## GOAL
Drop every picture, then transcribe the remaining data exactly.

## RECORDS SUPPLIED
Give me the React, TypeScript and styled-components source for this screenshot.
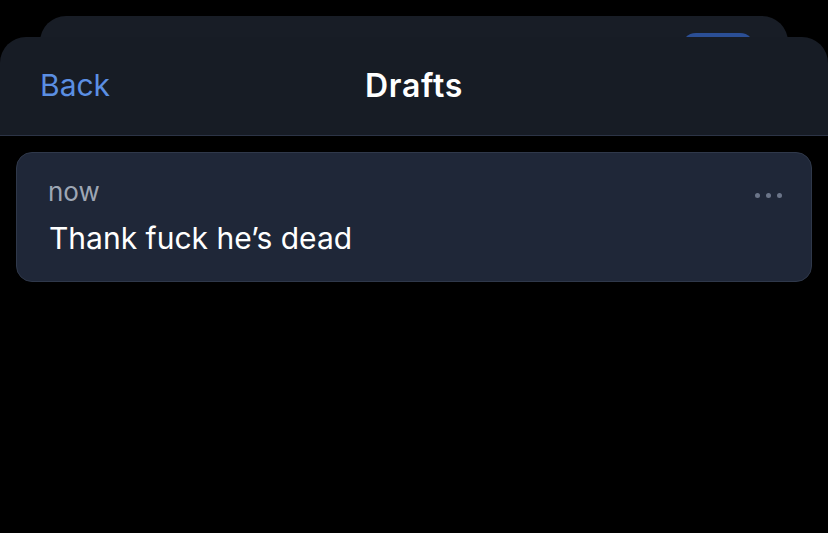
import React from 'react';
import styled, { createGlobalStyle } from 'styled-components';

const GlobalStyle = createGlobalStyle`
  html, body {
    margin: 0;
    padding: 0;
    background: #000000;
  }
  body {
    font-family: Inter, 'Noto Sans', sans-serif;
    -webkit-font-smoothing: antialiased;
  }
`;

const Screen = styled.div`
  position: relative;
  width: 828px;
  height: 533px;
  background: #000000;
  padding-top: 37px;
  box-sizing: border-box;
  overflow: hidden;
`;

// the sheet underneath, peeking above the modal
const BackSheet = styled.div`
  position: absolute;
  top: 16px;
  left: 40px;
  right: 40px;
  height: 80px;
  background: #181d26;
  border-radius: 26px 26px 0 0;
`;

const BackPill = styled.div`
  position: absolute;
  top: 17px;
  right: 33px;
  width: 74px;
  height: 30px;
  border-radius: 15px;
  background: #2b4f96;
`;

const Sheet = styled.div`
  position: relative;
  display: flex;
  flex-direction: column;
`;

const Header = styled.header`
  height: 99px;
  box-sizing: border-box;
  padding: 29px 0 0;
  display: grid;
  grid-template-columns: 1fr auto 1fr;
  align-items: start;
  background: #171c25;
  border-radius: 26px 26px 0 0;
  border-bottom: 1px solid #2c3446;
`;

const BackButton = styled.button`
  justify-self: start;
  margin: 1px 0 0 40px;
  background: none;
  border: none;
  padding: 0;
  font-family: Inter, 'Noto Sans', sans-serif;
  font-size: 30px;
  line-height: 36px;
  font-weight: 400;
  color: #5b8fe3;
`;

const Title = styled.h1`
  margin: 2px 0 0;
  font-size: 32px;
  line-height: 36px;
  font-weight: 600;
  color: #ffffff;
  letter-spacing: 0.7px;
`;

const List = styled.div`
  padding: 16px 16px;
  display: flex;
  flex-direction: column;
  gap: 12px;
`;

const DraftCard = styled.div`
  position: relative;
  height: 130px;
  box-sizing: border-box;
  background: #1f2738;
  border: 1px solid #2f384a;
  border-radius: 16px;
  padding: 23px 30px 0 31px;
`;

const Time = styled.div`
  font-size: 26px;
  font-weight: 400;
  color: #9ea6b4;
  line-height: 32px;
`;

const Body = styled.div`
  margin-top: 12px;
  margin-left: 1px;
  font-size: 30px;
  font-weight: 400;
  color: #ffffff;
  line-height: 36px;
`;

const MoreButton = styled.div`
  position: absolute;
  top: 40px;
  right: 29px;
  display: flex;
  gap: 6px;
`;

const Dot = styled.span`
  width: 5px;
  height: 5px;
  border-radius: 50%;
  background: #6b7589;
`;

const App: React.FC = () => {
  const drafts = [{ id: 1, time: 'now', text: 'Thank fuck he’s dead' }];

  return (
    <>
      <GlobalStyle />
      <Screen>
        <BackSheet>
          <BackPill />
        </BackSheet>
        <Sheet>
          <Header>
            <BackButton>Back</BackButton>
            <Title>Drafts</Title>
            <span />
          </Header>
          <List>
            {drafts.map((draft) => (
              <DraftCard key={draft.id}>
                <Time>{draft.time}</Time>
                <Body>{draft.text}</Body>
                <MoreButton>
                  <Dot />
                  <Dot />
                  <Dot />
                </MoreButton>
              </DraftCard>
            ))}
          </List>
        </Sheet>
      </Screen>
    </>
  );
};

export default App;
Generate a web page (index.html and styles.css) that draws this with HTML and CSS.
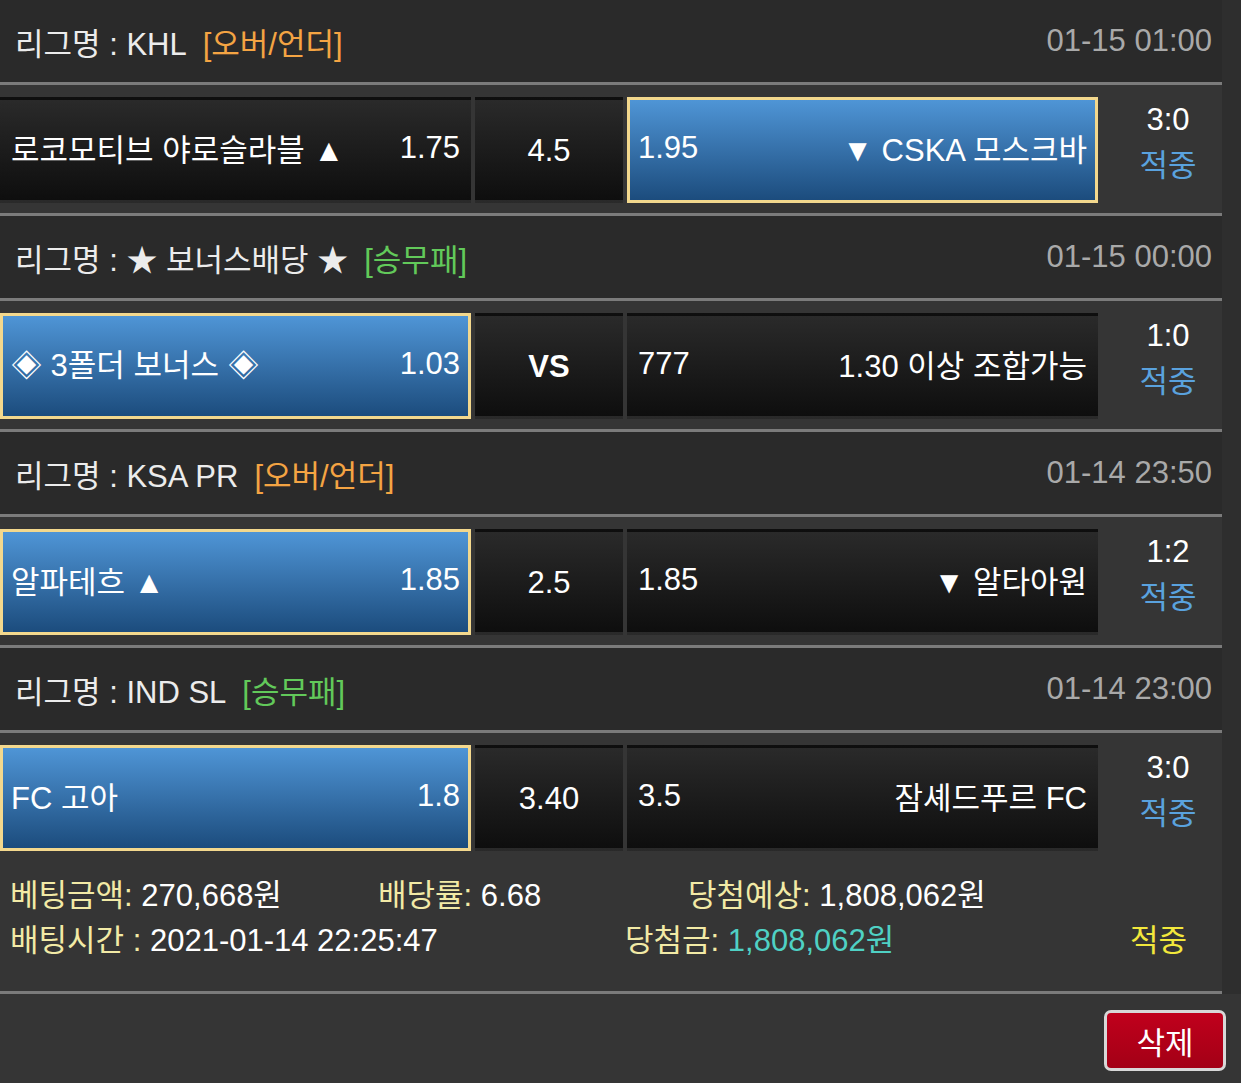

## THE OUTPUT
Give me the React, TypeScript and styled-components source for this screenshot.
import React from 'react';
import styled, { createGlobalStyle } from 'styled-components';

const GlobalStyle = createGlobalStyle`
  html, body {
    margin: 0;
    padding: 0;
    background: #000000;
  }
  body {
    font-family: Inter, 'Noto Sans', sans-serif;
    -webkit-font-smoothing: antialiased;
  }
`;

const Screen = styled.div`
  position: relative;
  width: 828px;
  height: 533px;
  background: #000000;
  padding-top: 37px;
  box-sizing: border-box;
  overflow: hidden;
`;

// the sheet underneath, peeking above the modal
const BackSheet = styled.div`
  position: absolute;
  top: 16px;
  left: 40px;
  right: 40px;
  height: 80px;
  background: #181d26;
  border-radius: 26px 26px 0 0;
`;

const BackPill = styled.div`
  position: absolute;
  top: 17px;
  right: 33px;
  width: 74px;
  height: 30px;
  border-radius: 15px;
  background: #2b4f96;
`;

const Sheet = styled.div`
  position: relative;
  display: flex;
  flex-direction: column;
`;

const Header = styled.header`
  height: 99px;
  box-sizing: border-box;
  padding: 29px 0 0;
  display: grid;
  grid-template-columns: 1fr auto 1fr;
  align-items: start;
  background: #171c25;
  border-radius: 26px 26px 0 0;
  border-bottom: 1px solid #2c3446;
`;

const BackButton = styled.button`
  justify-self: start;
  margin: 1px 0 0 40px;
  background: none;
  border: none;
  padding: 0;
  font-family: Inter, 'Noto Sans', sans-serif;
  font-size: 30px;
  line-height: 36px;
  font-weight: 400;
  color: #5b8fe3;
`;

const Title = styled.h1`
  margin: 2px 0 0;
  font-size: 32px;
  line-height: 36px;
  font-weight: 600;
  color: #ffffff;
  letter-spacing: 0.7px;
`;

const List = styled.div`
  padding: 16px 16px;
  display: flex;
  flex-direction: column;
  gap: 12px;
`;

const DraftCard = styled.div`
  position: relative;
  height: 130px;
  box-sizing: border-box;
  background: #1f2738;
  border: 1px solid #2f384a;
  border-radius: 16px;
  padding: 23px 30px 0 31px;
`;

const Time = styled.div`
  font-size: 26px;
  font-weight: 400;
  color: #9ea6b4;
  line-height: 32px;
`;

const Body = styled.div`
  margin-top: 12px;
  margin-left: 1px;
  font-size: 30px;
  font-weight: 400;
  color: #ffffff;
  line-height: 36px;
`;

const MoreButton = styled.div`
  position: absolute;
  top: 40px;
  right: 29px;
  display: flex;
  gap: 6px;
`;

const Dot = styled.span`
  width: 5px;
  height: 5px;
  border-radius: 50%;
  background: #6b7589;
`;

const App: React.FC = () => {
  const drafts = [{ id: 1, time: 'now', text: 'Thank fuck he’s dead' }];

  return (
    <>
      <GlobalStyle />
      <Screen>
        <BackSheet>
          <BackPill />
        </BackSheet>
        <Sheet>
          <Header>
            <BackButton>Back</BackButton>
            <Title>Drafts</Title>
            <span />
          </Header>
          <List>
            {drafts.map((draft) => (
              <DraftCard key={draft.id}>
                <Time>{draft.time}</Time>
                <Body>{draft.text}</Body>
                <MoreButton>
                  <Dot />
                  <Dot />
                  <Dot />
                </MoreButton>
              </DraftCard>
            ))}
          </List>
        </Sheet>
      </Screen>
    </>
  );
};

export default App;
Generate a web page (index.html and styles.css) that draws this with HTML and CSS.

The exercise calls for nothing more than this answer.